TRAIN MODEL
Purpose
Use the TRAIN MODEL statement to build a model by training a modeltype on the columns in a given table.
Syntax
Diagram
trainModel
trainDataClause
columnNameList
trainDataConditionClause
trainSampleClause
trainModelOptionsClause
optionKeyValue
Keywords and Parameters
modelName
This is an identifier that specifies the name of the model to be built.
modeltypeName
This is an identifier that specifies the name of the modeltype to be used for model training.
UPDATE
Use the UPDATE clause if you want to update the model by training additional data on an existing model.
LIKE
Use the LIKE clause if you want to train a model with the same columns as the existing model.
exModelName
This is an identifier that specifies the name of the existing model.
trainDataClause
Specify the target data for model training. To train a model on columns from multiple tables, specify them using the JOIN clause.
schemaName
This is an identifier that specifies the name of the schema that contains the training target table. If not specified, the default (current) schema is used.
tableName
This is an identifier that specifies the name of the training target table.
columnNameList
Specify the target columns for model training. Multiple columns can be specified as a comma-separated list.
trainDataConditionClause
Specify the conditions for retrieving target data for model training. This clause is used to specify join conditions for training a model on multiple tables, or to filter target data for updating an existing model.
trainSampleClause
Use the SAMPLE caluse if you want to use only a part of the original table as training data.
trainModelOptionsClause
Specify the model training options, including hyperparameters like epochs. The options that can be specified depend on the modeltype.
‘optionKey’
This is a string literal that specifies the key of the option.
optionValue
This is a string literal or a numeric value that specifies the value of the option.
Examples
Training a Model
The following statement trains a model tgan of the tablegan modeltype on the columns reordered and add_to_cart_order of the order_products table in the instacart schema.
TRAIN MODEL tgan MODELTYPE tablegan
ON instacart.order_products(reordered, add_to_cart_order);
By adding the OPTIONS clause, the epochs hyperparameter can also be specified.
TRAIN MODEL tgan MODELTYPE tablegan
ON instacart.order_products(reordered, add_to_cart_order)

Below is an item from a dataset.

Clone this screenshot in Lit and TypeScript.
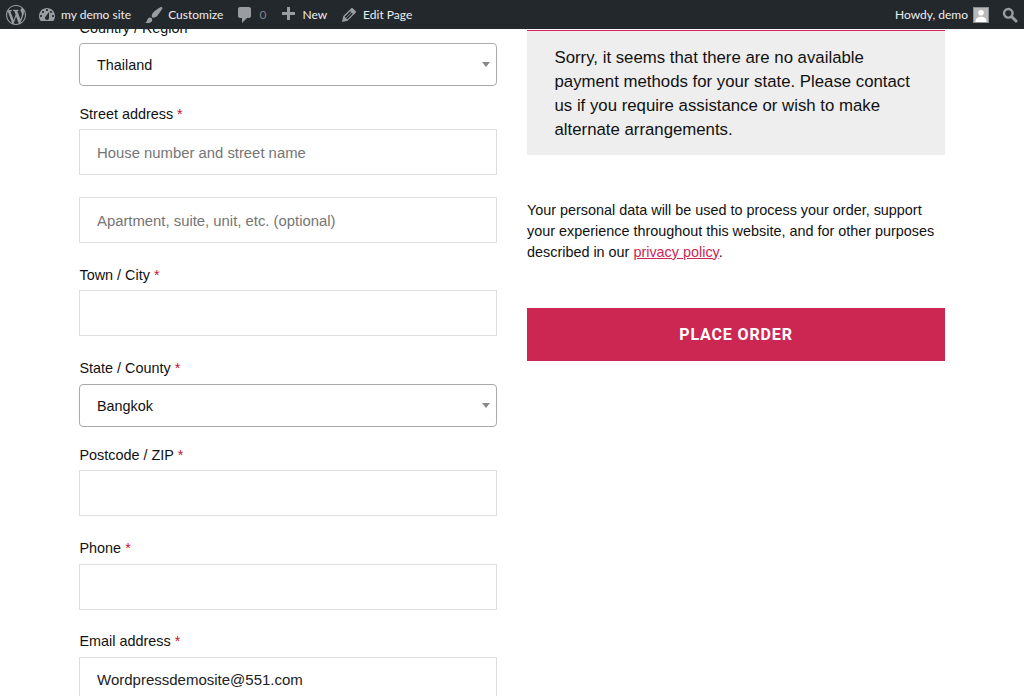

OPTIONS ( 'epochs' = 100 );
It is possible to train a model with data from multiple tables, as shown below.
TRAIN MODEL tgan_multi_tables MODELTYPE tablegan
FROM instacart.order_products(reordered, add_to_cart_order, order_id)
JOIN instacart.orders(order_id, order_dow)
ON orders.order_id = order_products.order_id;
Updating a Model
The following statements train a model rspn_op of the rspn modeltype on the columns reordered and add_to_cart_order of the order_products table in the instacart schema, then train a new model rspn_op_update by updating the model with additional data.
TRAIN MODEL rspn_op MODELTYPE rspn
FROM instacart.order_products(reordered, add_to_cart_order);
TRAIN MODEL rspn_op_update UPDATE rspn_op
ON order_products.order_id > 3000000;